Who Are We?
We are a family of four: Haffy, Tal, Ella and Oliver (and our cats, Falkor and Atreyu).
Our journey began over 20 years ago, when Haffy, then a young Dutchman, and Tal, still a young Israeli-American woman, met in a remote hostel in New Zealand.
We continued traveling the world together, eventually settling down in New York and then Tel-Aviv, each for just short of a decade. In 2017 we packed up our lives and left Israel in search of our new home, with two children in tow.

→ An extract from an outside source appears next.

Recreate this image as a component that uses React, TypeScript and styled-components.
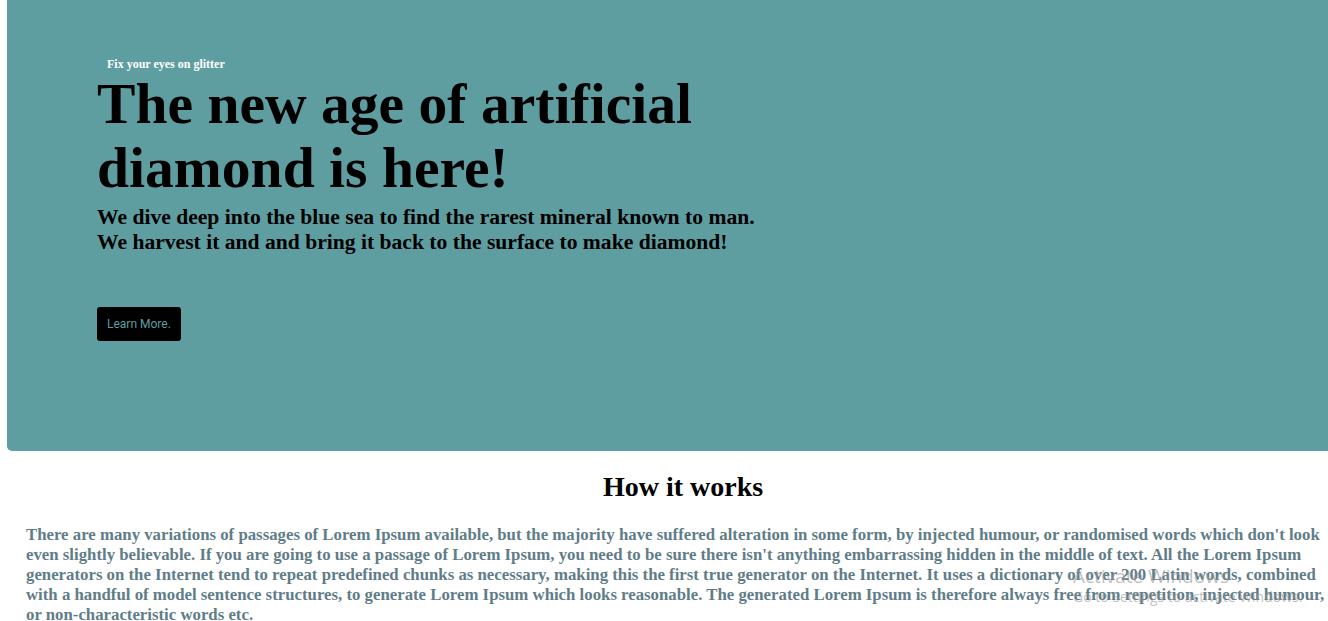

We were on the road for nearly two years, contemplating and honing our dream. Along the way we spent a year volunteering in people’s homes, getting to know different ways of living, making friends, and learning valuable homesteading approaches and techniques.
We made it all the way to Hawaii, then followed an elusive but persistent summons to the French Pyrenees, and eventually ended up in Northern Portugal. We were incredibly lucky to have found our home here in 2019, where we have been busily homesteading and homing in ever since.
We started this blog in order to share our projects and adventures with our family, friends, and random people on the Internet. Haffy consulted various blogs for his projects, and wanted to give back by sharing his own insights. And we longed for the sense of narrative coherence that is the natural by-product of curating one’s life in this manner.
So far we have built a strawbale octagon—a temporary home to live in while we build our final abode—a cob chicken coop and a tree house, as well as renovated an old water reservoir. We are currently building a goat barn, digging ponds, building a Hugel bed, and are in the process of designing our final home and barn renovation.
Haffy is an arborist and forester with 20 years of international experience. In his youth, he spent several summers building trails in the Californian back-country. He uses all of these skills and more as he dreams our land and home into being. He is also a busy papa and partner.
Tal is a writer and editor, has earned her living internationally as a research analyst/instructor, and is a certified doula and birth preparation instructor. She also plays classical piano, writes about life and death, and is a busy mama and partner.

Homiyah: What’s in a Name?
It took us a long time to uncover the name of our land.
We had a sense that it was both in Hebrew and English—and ideally, also Portuguese—and that it captured the heart of our quest for a home and a life.
We played with different options, but none of them felt right. Towards the end we nearly gave in to Oliver’s persuasive argument for “Land of Shadows,” which, in our defense, came complete with its very own sound effect and hand movement.
Then, one afternoon last summer, Tal sat on the sunset bench overlooking our land, and as she listened to the soundscape (or “the sound escape,” as Oliver calls it), she realized the farm was humming. She let “The Humming Farm” bounce around her head for a bit, until the Hebrew word, “הומיה” (pronounced, “Homiyah”), came to her.
She knew, instantly, that she had found the one.
“הומיה” is a poetic form of a word that encapsulates the longing for a home—originally the pining of the Jewish soul for its homeland. It’s very close in sentiment to the Portuguese concept of “saudade.” In its prosaic form “הומה” means busy, vibrant, buzzing, or full of life.
We feel that all of those meanings capture the color of our farm, our dreams, and our temperament. And it has the added bonus of sounding like “Home” (“Yeah!”).
For the logo, Tal was guided by the desire to capture, graphically, the interplay of languages (and cultures) that is at the heart of our daily experience and identity. It is a tension familiar to anyone who has found a home away from their home, or who comes from a long line of people for whom pining for a home is a resting state—who always pine for a home, even when they are, ostensibly, there.
The brown letters read “הומיה” from right to left, and everything together reads “Homiyah,” from left to right. As Tal played with the logo she found the green of our trees, the brown of our surrounding hills, the blue of our water, and the orange of our rising and setting sun.